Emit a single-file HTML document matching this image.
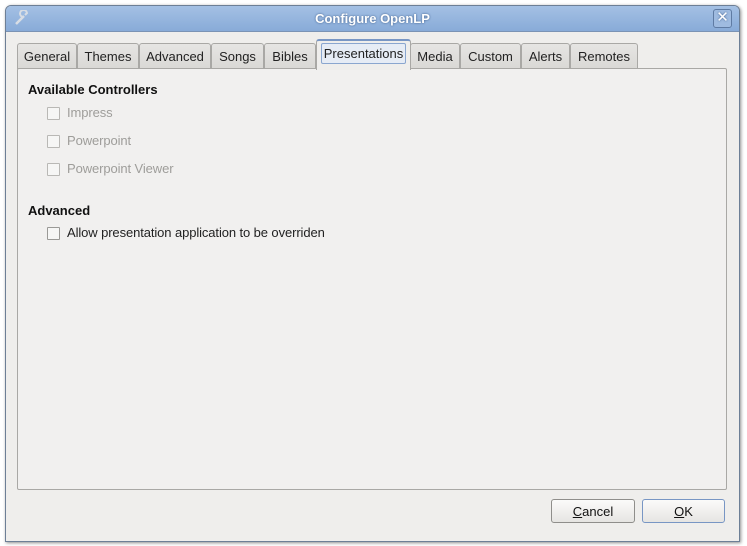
<!DOCTYPE html>
<html><head><style>
body{margin:0;width:747px;height:546px;background:#fff;font-family:"Liberation Sans","DejaVu Sans",sans-serif;font-size:13px;position:relative;overflow:hidden}
.win{position:absolute;left:5px;top:5px;width:733px;height:535px;background:#efeeec;border:1px solid #6d7f96;border-radius:6px 6px 0 0;box-shadow:1px 1px 3px rgba(0,0,0,.45);overflow:hidden}
.title{position:absolute;left:0;top:0;right:0;height:25px;background:linear-gradient(#a4c0e4,#88abd8);border-bottom:1px solid #7b93b4;color:#fff;font-weight:bold;text-align:center;line-height:25px;font-size:13px;text-shadow:0 0 2px #3a5a88}
.x{position:absolute;right:7px;top:3px;width:17px;height:17px;border:1px solid #5f7ba3;border-radius:3px;background:#9fbbe0;color:#fff;font-size:15px;line-height:16px;text-align:center;font-weight:normal}
.tab{position:absolute;top:37px;height:26px;background:linear-gradient(#e6e5e3,#d9d8d5);border:1px solid #a9a8a5;border-bottom:none;border-radius:3px 3px 0 0;line-height:25px;text-align:center;color:#222;box-sizing:border-box}
.tab.sel{top:33px;height:31px;background:#efeeec;border-top:2px solid #7896c4;z-index:2}
.tab.sel span{display:inline-block;border:1px solid #8aa6cf;background:#e6ecf5;border-radius:2px;line-height:19px;padding:0 2px;margin-top:2px}
.panel{position:absolute;left:11px;top:62px;width:710px;height:422px;border:1px solid #a9a8a5;border-radius:2px;background:#f1f0ef;box-sizing:border-box}
.h{position:absolute;font-weight:bold;color:#111}
.cb{position:absolute;width:11px;height:11px;border:1px solid #9a9996;background:#f6f6f5;border-radius:1px}
.cb.d{border-color:#b9b8b5}
.lbl{position:absolute;color:#222;letter-spacing:-0.1px}
.lbl.d{color:#9e9d9a}
.btn{position:absolute;top:493px;height:24px;border:1px solid #8f8e8b;border-radius:3px;background:linear-gradient(#fbfbfa,#e6e5e2);text-align:center;line-height:23px;color:#111;box-sizing:border-box}
</style></head><body>
<div class="win">
<div class="title">Configure OpenLP<div class="x">✕</div>
<svg style="position:absolute;left:8px;top:4px" width="16" height="16"><path d="M2 14 L10 6" stroke="#d8dde4" stroke-width="2.5"/><path d="M9 7 A3.5 3.5 0 1 1 13 3 L11 5" stroke="#d8dde4" stroke-width="2" fill="none"/></svg></div>
<div class="tab" style="left:11px;width:60px">General</div>
<div class="tab" style="left:71px;width:62px">Themes</div>
<div class="tab" style="left:133px;width:72px">Advanced</div>
<div class="tab" style="left:205px;width:53px">Songs</div>
<div class="tab" style="left:258px;width:52px">Bibles</div>
<div class="tab sel" style="left:310px;width:95px"><span>Presentations</span></div>
<div class="tab" style="left:404px;width:50px">Media</div>
<div class="tab" style="left:454px;width:61px">Custom</div>
<div class="tab" style="left:515px;width:49px">Alerts</div>
<div class="tab" style="left:564px;width:68px">Remotes</div>
<div class="panel"></div>
<div class="h" style="left:22px;top:76px">Available Controllers</div>
<div class="cb d" style="left:41px;top:101px"></div><div class="lbl d" style="left:61px;top:99px">Impress</div>
<div class="cb d" style="left:41px;top:129px"></div><div class="lbl d" style="left:61px;top:127px">Powerpoint</div>
<div class="cb d" style="left:41px;top:157px"></div><div class="lbl d" style="left:61px;top:155px">Powerpoint Viewer</div>
<div class="h" style="left:22px;top:197px">Advanced</div>
<div class="cb" style="left:41px;top:221px"></div><div class="lbl" style="left:61px;top:219px">Allow presentation application to be overriden</div>
<div class="btn" style="left:545px;width:84px"><u>C</u>ancel</div>
<div class="btn" style="left:636px;width:83px;border-color:#7896c4"><u>O</u>K</div>
</div>
</body></html>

▸ Task to complete
Give all the lines above again, character for character, without pictures.

▸ Solution
Emit a single-file HTML document matching this image.
<!DOCTYPE html>
<html><head><style>
body{margin:0;width:747px;height:546px;background:#fff;font-family:"Liberation Sans","DejaVu Sans",sans-serif;font-size:13px;position:relative;overflow:hidden}
.win{position:absolute;left:5px;top:5px;width:733px;height:535px;background:#efeeec;border:1px solid #6d7f96;border-radius:6px 6px 0 0;box-shadow:1px 1px 3px rgba(0,0,0,.45);overflow:hidden}
.title{position:absolute;left:0;top:0;right:0;height:25px;background:linear-gradient(#a4c0e4,#88abd8);border-bottom:1px solid #7b93b4;color:#fff;font-weight:bold;text-align:center;line-height:25px;font-size:13px;text-shadow:0 0 2px #3a5a88}
.x{position:absolute;right:7px;top:3px;width:17px;height:17px;border:1px solid #5f7ba3;border-radius:3px;background:#9fbbe0;color:#fff;font-size:15px;line-height:16px;text-align:center;font-weight:normal}
.tab{position:absolute;top:37px;height:26px;background:linear-gradient(#e6e5e3,#d9d8d5);border:1px solid #a9a8a5;border-bottom:none;border-radius:3px 3px 0 0;line-height:25px;text-align:center;color:#222;box-sizing:border-box}
.tab.sel{top:33px;height:31px;background:#efeeec;border-top:2px solid #7896c4;z-index:2}
.tab.sel span{display:inline-block;border:1px solid #8aa6cf;background:#e6ecf5;border-radius:2px;line-height:19px;padding:0 2px;margin-top:2px}
.panel{position:absolute;left:11px;top:62px;width:710px;height:422px;border:1px solid #a9a8a5;border-radius:2px;background:#f1f0ef;box-sizing:border-box}
.h{position:absolute;font-weight:bold;color:#111}
.cb{position:absolute;width:11px;height:11px;border:1px solid #9a9996;background:#f6f6f5;border-radius:1px}
.cb.d{border-color:#b9b8b5}
.lbl{position:absolute;color:#222;letter-spacing:-0.1px}
.lbl.d{color:#9e9d9a}
.btn{position:absolute;top:493px;height:24px;border:1px solid #8f8e8b;border-radius:3px;background:linear-gradient(#fbfbfa,#e6e5e2);text-align:center;line-height:23px;color:#111;box-sizing:border-box}
</style></head><body>
<div class="win">
<div class="title">Configure OpenLP<div class="x">✕</div>
<svg style="position:absolute;left:8px;top:4px" width="16" height="16"><path d="M2 14 L10 6" stroke="#d8dde4" stroke-width="2.5"/><path d="M9 7 A3.5 3.5 0 1 1 13 3 L11 5" stroke="#d8dde4" stroke-width="2" fill="none"/></svg></div>
<div class="tab" style="left:11px;width:60px">General</div>
<div class="tab" style="left:71px;width:62px">Themes</div>
<div class="tab" style="left:133px;width:72px">Advanced</div>
<div class="tab" style="left:205px;width:53px">Songs</div>
<div class="tab" style="left:258px;width:52px">Bibles</div>
<div class="tab sel" style="left:310px;width:95px"><span>Presentations</span></div>
<div class="tab" style="left:404px;width:50px">Media</div>
<div class="tab" style="left:454px;width:61px">Custom</div>
<div class="tab" style="left:515px;width:49px">Alerts</div>
<div class="tab" style="left:564px;width:68px">Remotes</div>
<div class="panel"></div>
<div class="h" style="left:22px;top:76px">Available Controllers</div>
<div class="cb d" style="left:41px;top:101px"></div><div class="lbl d" style="left:61px;top:99px">Impress</div>
<div class="cb d" style="left:41px;top:129px"></div><div class="lbl d" style="left:61px;top:127px">Powerpoint</div>
<div class="cb d" style="left:41px;top:157px"></div><div class="lbl d" style="left:61px;top:155px">Powerpoint Viewer</div>
<div class="h" style="left:22px;top:197px">Advanced</div>
<div class="cb" style="left:41px;top:221px"></div><div class="lbl" style="left:61px;top:219px">Allow presentation application to be overriden</div>
<div class="btn" style="left:545px;width:84px"><u>C</u>ancel</div>
<div class="btn" style="left:636px;width:83px;border-color:#7896c4"><u>O</u>K</div>
</div>
</body></html>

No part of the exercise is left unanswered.